◆ **TASK STATEMENT**
Extract the full listing verbatim and drop any pictures from your copy.

◆ **SOURCE EXCERPT**

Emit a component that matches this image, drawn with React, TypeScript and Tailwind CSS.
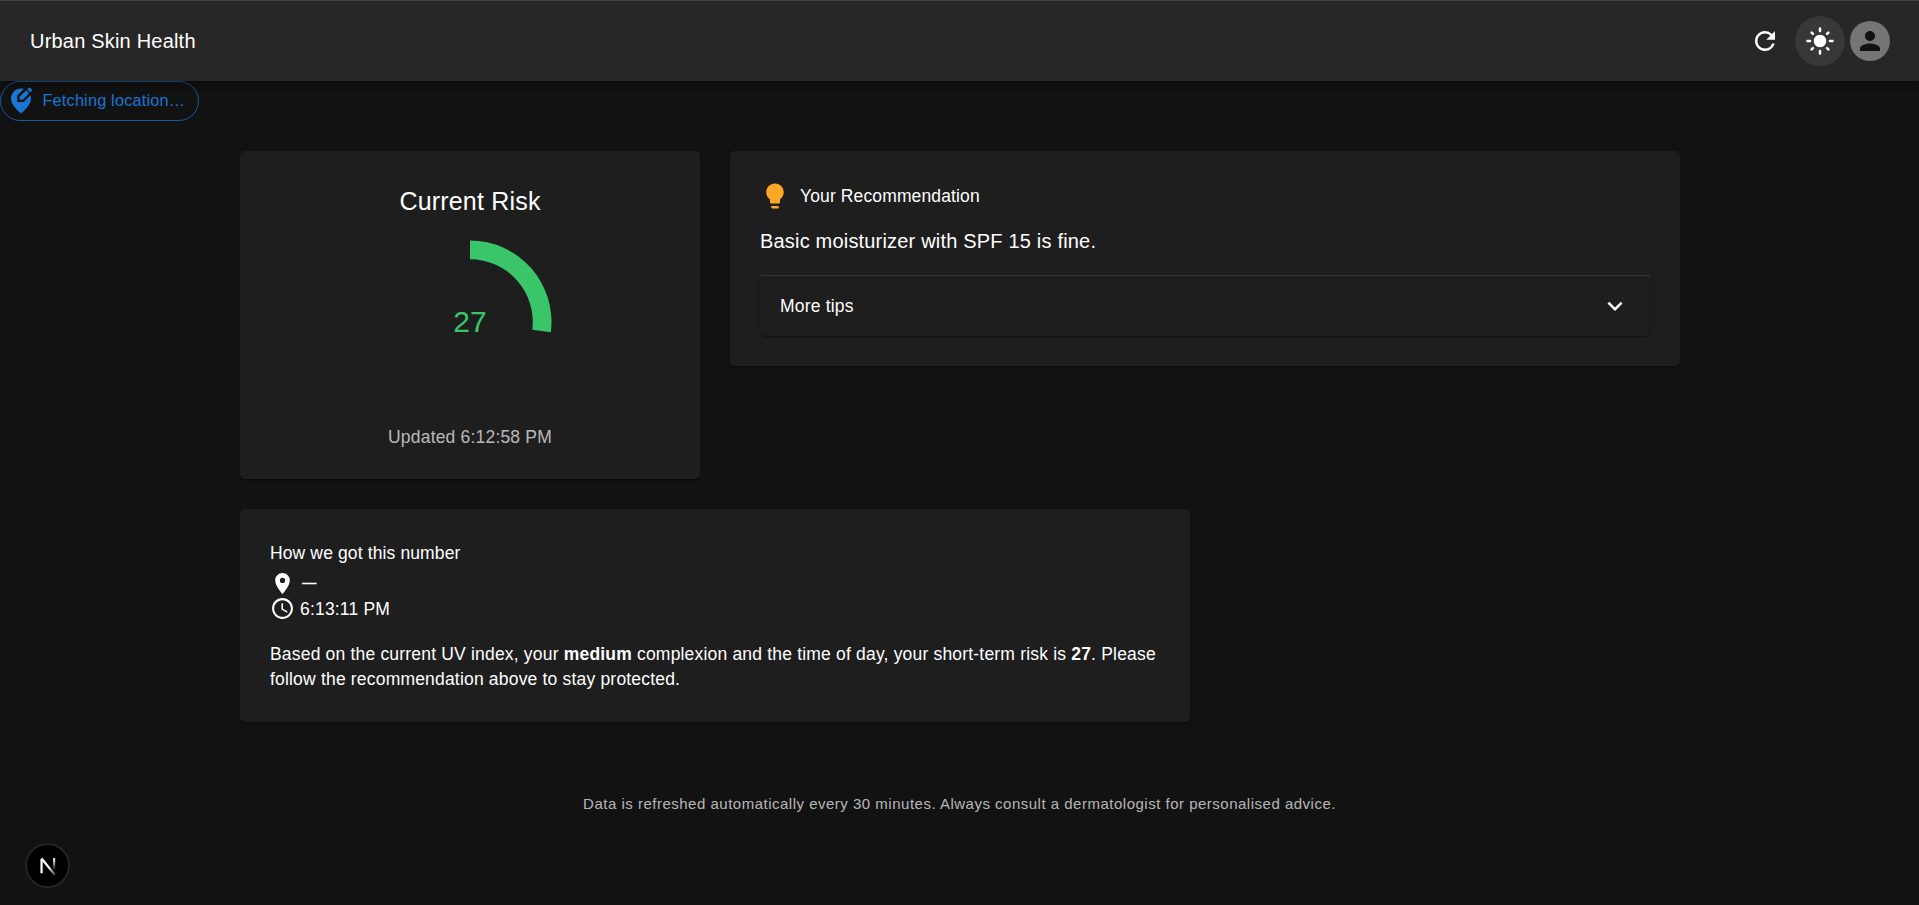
import React from "react";
import {
  MdAccessTime,
  MdExpandMore,
  MdLightMode,
  MdLightbulb,
  MdLocationOn,
  MdPerson,
  MdRefresh,
} from "react-icons/md";

const cardClass =
  "rounded-[5px] bg-[#1e1e1e] p-[30px] shadow-[0_2px_1px_-1px_rgba(0,0,0,0.2),0_1px_1px_0_rgba(0,0,0,0.14),0_1px_3px_0_rgba(0,0,0,0.12)]";

function Header() {
  return (
    <header className="relative z-10 flex h-[81px] items-center justify-between border-t border-[#4a4043] bg-[#272727] pr-[29px] pl-[30px] shadow-[0_2.5px_5px_-1.25px_rgba(0,0,0,0.2),0_5px_6.25px_0_rgba(0,0,0,0.14),0_1.25px_12.5px_0_rgba(0,0,0,0.12)]">
      <h1 className="text-[20px] leading-8 tracking-[0.01em]">Urban Skin Health</h1>
      <div className="flex items-center">
        <button className="flex size-[50px] items-center justify-center rounded-full" aria-label="Refresh">
          <MdRefresh className="size-[30px]" />
        </button>
        <button
          className="ml-[5px] flex size-[50px] items-center justify-center rounded-full bg-[#383838]"
          aria-label="Toggle theme"
        >
          <MdLightMode className="size-[30px]" />
        </button>
        <div className="ml-[5px] flex size-10 items-center justify-center rounded-full bg-[#757575] text-[#121212]">
          <MdPerson className="size-[30px]" />
        </div>
      </div>
    </header>
  );
}

function EditLocationIcon() {
  return (
    <svg className="ml-[5px] size-[30px] shrink-0" viewBox="0 0 24 24" fill="currentColor">
      <path d="M14.2 2.3C13.5 2.1 12.8 2 12 2C7.8 2 4 5.22 4 10.2c0 3.32 2.67 7.25 8 11.8c5.33-4.55 8-8.48 8-11.8c0-1.05-.17-2-.47-2.9L14.1 12.8H9V7.6z" />
      <path d="M10.9 8.6V11h2.4l5.2-5.2L16.1 3.4z" />
      <path d="M16.9 2.6l1.1-1.1c.4-.4 1-.4 1.4 0l1.1 1.1c.4.4.4 1 0 1.4l-1.1 1.1z" />
    </svg>
  );
}

function LocationChip() {
  return (
    <div className="flex h-10 w-[199px] items-center rounded-full border border-[#1976d2]/70 text-[#1976d2]">
      <EditLocationIcon />
      <span className="ml-[6.5px] pb-[2px] text-[16.25px] leading-6 tracking-[0.012em] whitespace-nowrap">
        Fetching location…
      </span>
    </div>
  );
}

function RiskGauge({ value }: { value: number }) {
  const outer = 81.5;
  const inner = 62.75;
  const angle = (value / 100) * 2 * Math.PI;
  const point = (r: number) => `${100 + r * Math.sin(angle)} ${100 - r * Math.cos(angle)}`;
  return (
    <div className="grid size-[200px] place-items-center text-[#3ac569]">
      <svg className="col-start-1 row-start-1 size-[200px]" viewBox="0 0 200 200">
        <path
          fill="currentColor"
          d={`M100 ${100 - outer}A${outer} ${outer} 0 0 1 ${point(outer)}L${point(inner)}A${inner} ${inner} 0 0 0 100 ${100 - inner}Z`}
        />
      </svg>
      <span className="col-start-1 row-start-1 text-[30px] leading-10">{value}</span>
    </div>
  );
}

function RiskCard() {
  return (
    <section className={`${cardClass} flex h-[328px] flex-col items-center`}>
      <h2 className="text-[25px] leading-10 tracking-[0.0075em]">Current Risk</h2>
      <div className="mt-[1px]">
        <RiskGauge value={27} />
      </div>
      <p className="mt-[3px] text-[17.5px] leading-[25px] tracking-[0.01071em] text-white/70">Updated 6:12:58 PM</p>
    </section>
  );
}

function RecommendationCard() {
  return (
    <section className={`${cardClass} col-span-2 self-start`}>
      <div className="flex items-center gap-[10px]">
        <MdLightbulb className="size-[30px] text-[#ffa726]" />
        <h3 className="text-[17.5px] leading-7 tracking-[0.00714em]">Your Recommendation</h3>
      </div>
      <p className="mt-[15px] text-[20px] leading-[30px] tracking-[0.00938em]">Basic moisturizer with SPF 15 is fine.</p>
      <div className="mt-[19px] border-t border-[#393939]">
        <div className="flex h-[60px] items-center justify-between rounded-b-[5px] px-5 shadow-[0_2px_1px_-1px_rgba(0,0,0,0.2),0_1px_1px_0_rgba(0,0,0,0.12),0_1px_3px_0_rgba(0,0,0,0.1)]">
          <span className="text-[17.5px] leading-[25px] tracking-[0.01071em]">More tips</span>
          <MdExpandMore className="size-[30px]" />
        </div>
      </div>
    </section>
  );
}

function ExplanationCard() {
  return (
    <section className={`${cardClass} col-span-2 h-[213px] text-[17.5px] leading-[25px] tracking-[0.01071em]`}>
      <h3 className="leading-7 tracking-[0.00714em]">How we got this number</h3>
      <div className="mt-1 flex h-[25px] items-center gap-[5px]">
        <MdLocationOn className="size-[25px]" />
        <span className="pl-[2px] text-[14.5px] font-bold">—</span>
      </div>
      <div className="flex h-[25px] items-center gap-[5px]">
        <MdAccessTime className="size-[25px]" />
        <span className="pt-[1px]">6:13:11 PM</span>
      </div>
      <p className="mt-[21px]">
        Based on the current UV index, your <b>medium</b> complexion and the time of day, your short-term risk is{" "}
        <b>27</b>. Please follow the recommendation above to stay protected.
      </p>
    </section>
  );
}

function DevBadge() {
  return (
    <div className="fixed bottom-[17px] left-[25px] flex size-[45px] items-center justify-center rounded-full border-2 border-[#242424] bg-black">
      <svg className="size-5" viewBox="0 0 18 18" fill="none">
        <defs>
          <linearGradient id="stem" x1="0" y1="2" x2="0" y2="13" gradientUnits="userSpaceOnUse">
            <stop stopColor="#fff" />
            <stop offset="1" stopColor="#fff" stopOpacity="0" />
          </linearGradient>
          <linearGradient id="slash" x1="10" y1="10" x2="16" y2="17" gradientUnits="userSpaceOnUse">
            <stop stopColor="#fff" />
            <stop offset="1" stopColor="#fff" stopOpacity="0.2" />
          </linearGradient>
        </defs>
        <path d="M3.2 15.5V2.5" stroke="#fff" strokeWidth="2" />
        <path d="M3.2 2.2L15.2 17" stroke="url(#slash)" strokeWidth="2" />
        <path d="M14.5 2V12.5" stroke="url(#stem)" strokeWidth="2" />
      </svg>
    </div>
  );
}

export default function App() {
  return (
    <div className="min-h-screen bg-[#121212] font-['Liberation_Sans',Arial,sans-serif] text-white">
      <Header />
      <LocationChip />
      <main className="mt-[30px] ml-[240px] grid w-[1440px] grid-cols-3 gap-[30px]">
        <RiskCard />
        <RecommendationCard />
        <ExplanationCard />
      </main>
      <footer className="mt-[69px] text-center text-[15px] leading-[25px] tracking-[0.03333em] text-white/70">
        Data is refreshed automatically every 30 minutes. Always consult a dermatologist for personalised advice.
      </footer>
      <DevBadge />
    </div>
  );
}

◆ **EXERCISE RESULT**
Emit a component that matches this image, drawn with React, TypeScript and Tailwind CSS.
import React from "react";
import {
  MdAccessTime,
  MdExpandMore,
  MdLightMode,
  MdLightbulb,
  MdLocationOn,
  MdPerson,
  MdRefresh,
} from "react-icons/md";

const cardClass =
  "rounded-[5px] bg-[#1e1e1e] p-[30px] shadow-[0_2px_1px_-1px_rgba(0,0,0,0.2),0_1px_1px_0_rgba(0,0,0,0.14),0_1px_3px_0_rgba(0,0,0,0.12)]";

function Header() {
  return (
    <header className="relative z-10 flex h-[81px] items-center justify-between border-t border-[#4a4043] bg-[#272727] pr-[29px] pl-[30px] shadow-[0_2.5px_5px_-1.25px_rgba(0,0,0,0.2),0_5px_6.25px_0_rgba(0,0,0,0.14),0_1.25px_12.5px_0_rgba(0,0,0,0.12)]">
      <h1 className="text-[20px] leading-8 tracking-[0.01em]">Urban Skin Health</h1>
      <div className="flex items-center">
        <button className="flex size-[50px] items-center justify-center rounded-full" aria-label="Refresh">
          <MdRefresh className="size-[30px]" />
        </button>
        <button
          className="ml-[5px] flex size-[50px] items-center justify-center rounded-full bg-[#383838]"
          aria-label="Toggle theme"
        >
          <MdLightMode className="size-[30px]" />
        </button>
        <div className="ml-[5px] flex size-10 items-center justify-center rounded-full bg-[#757575] text-[#121212]">
          <MdPerson className="size-[30px]" />
        </div>
      </div>
    </header>
  );
}

function EditLocationIcon() {
  return (
    <svg className="ml-[5px] size-[30px] shrink-0" viewBox="0 0 24 24" fill="currentColor">
      <path d="M14.2 2.3C13.5 2.1 12.8 2 12 2C7.8 2 4 5.22 4 10.2c0 3.32 2.67 7.25 8 11.8c5.33-4.55 8-8.48 8-11.8c0-1.05-.17-2-.47-2.9L14.1 12.8H9V7.6z" />
      <path d="M10.9 8.6V11h2.4l5.2-5.2L16.1 3.4z" />
      <path d="M16.9 2.6l1.1-1.1c.4-.4 1-.4 1.4 0l1.1 1.1c.4.4.4 1 0 1.4l-1.1 1.1z" />
    </svg>
  );
}

function LocationChip() {
  return (
    <div className="flex h-10 w-[199px] items-center rounded-full border border-[#1976d2]/70 text-[#1976d2]">
      <EditLocationIcon />
      <span className="ml-[6.5px] pb-[2px] text-[16.25px] leading-6 tracking-[0.012em] whitespace-nowrap">
        Fetching location…
      </span>
    </div>
  );
}

function RiskGauge({ value }: { value: number }) {
  const outer = 81.5;
  const inner = 62.75;
  const angle = (value / 100) * 2 * Math.PI;
  const point = (r: number) => `${100 + r * Math.sin(angle)} ${100 - r * Math.cos(angle)}`;
  return (
    <div className="grid size-[200px] place-items-center text-[#3ac569]">
      <svg className="col-start-1 row-start-1 size-[200px]" viewBox="0 0 200 200">
        <path
          fill="currentColor"
          d={`M100 ${100 - outer}A${outer} ${outer} 0 0 1 ${point(outer)}L${point(inner)}A${inner} ${inner} 0 0 0 100 ${100 - inner}Z`}
        />
      </svg>
      <span className="col-start-1 row-start-1 text-[30px] leading-10">{value}</span>
    </div>
  );
}

function RiskCard() {
  return (
    <section className={`${cardClass} flex h-[328px] flex-col items-center`}>
      <h2 className="text-[25px] leading-10 tracking-[0.0075em]">Current Risk</h2>
      <div className="mt-[1px]">
        <RiskGauge value={27} />
      </div>
      <p className="mt-[3px] text-[17.5px] leading-[25px] tracking-[0.01071em] text-white/70">Updated 6:12:58 PM</p>
    </section>
  );
}

function RecommendationCard() {
  return (
    <section className={`${cardClass} col-span-2 self-start`}>
      <div className="flex items-center gap-[10px]">
        <MdLightbulb className="size-[30px] text-[#ffa726]" />
        <h3 className="text-[17.5px] leading-7 tracking-[0.00714em]">Your Recommendation</h3>
      </div>
      <p className="mt-[15px] text-[20px] leading-[30px] tracking-[0.00938em]">Basic moisturizer with SPF 15 is fine.</p>
      <div className="mt-[19px] border-t border-[#393939]">
        <div className="flex h-[60px] items-center justify-between rounded-b-[5px] px-5 shadow-[0_2px_1px_-1px_rgba(0,0,0,0.2),0_1px_1px_0_rgba(0,0,0,0.12),0_1px_3px_0_rgba(0,0,0,0.1)]">
          <span className="text-[17.5px] leading-[25px] tracking-[0.01071em]">More tips</span>
          <MdExpandMore className="size-[30px]" />
        </div>
      </div>
    </section>
  );
}

function ExplanationCard() {
  return (
    <section className={`${cardClass} col-span-2 h-[213px] text-[17.5px] leading-[25px] tracking-[0.01071em]`}>
      <h3 className="leading-7 tracking-[0.00714em]">How we got this number</h3>
      <div className="mt-1 flex h-[25px] items-center gap-[5px]">
        <MdLocationOn className="size-[25px]" />
        <span className="pl-[2px] text-[14.5px] font-bold">—</span>
      </div>
      <div className="flex h-[25px] items-center gap-[5px]">
        <MdAccessTime className="size-[25px]" />
        <span className="pt-[1px]">6:13:11 PM</span>
      </div>
      <p className="mt-[21px]">
        Based on the current UV index, your <b>medium</b> complexion and the time of day, your short-term risk is{" "}
        <b>27</b>. Please follow the recommendation above to stay protected.
      </p>
    </section>
  );
}

function DevBadge() {
  return (
    <div className="fixed bottom-[17px] left-[25px] flex size-[45px] items-center justify-center rounded-full border-2 border-[#242424] bg-black">
      <svg className="size-5" viewBox="0 0 18 18" fill="none">
        <defs>
          <linearGradient id="stem" x1="0" y1="2" x2="0" y2="13" gradientUnits="userSpaceOnUse">
            <stop stopColor="#fff" />
            <stop offset="1" stopColor="#fff" stopOpacity="0" />
          </linearGradient>
          <linearGradient id="slash" x1="10" y1="10" x2="16" y2="17" gradientUnits="userSpaceOnUse">
            <stop stopColor="#fff" />
            <stop offset="1" stopColor="#fff" stopOpacity="0.2" />
          </linearGradient>
        </defs>
        <path d="M3.2 15.5V2.5" stroke="#fff" strokeWidth="2" />
        <path d="M3.2 2.2L15.2 17" stroke="url(#slash)" strokeWidth="2" />
        <path d="M14.5 2V12.5" stroke="url(#stem)" strokeWidth="2" />
      </svg>
    </div>
  );
}

export default function App() {
  return (
    <div className="min-h-screen bg-[#121212] font-['Liberation_Sans',Arial,sans-serif] text-white">
      <Header />
      <LocationChip />
      <main className="mt-[30px] ml-[240px] grid w-[1440px] grid-cols-3 gap-[30px]">
        <RiskCard />
        <RecommendationCard />
        <ExplanationCard />
      </main>
      <footer className="mt-[69px] text-center text-[15px] leading-[25px] tracking-[0.03333em] text-white/70">
        Data is refreshed automatically every 30 minutes. Always consult a dermatologist for personalised advice.
      </footer>
      <DevBadge />
    </div>
  );
}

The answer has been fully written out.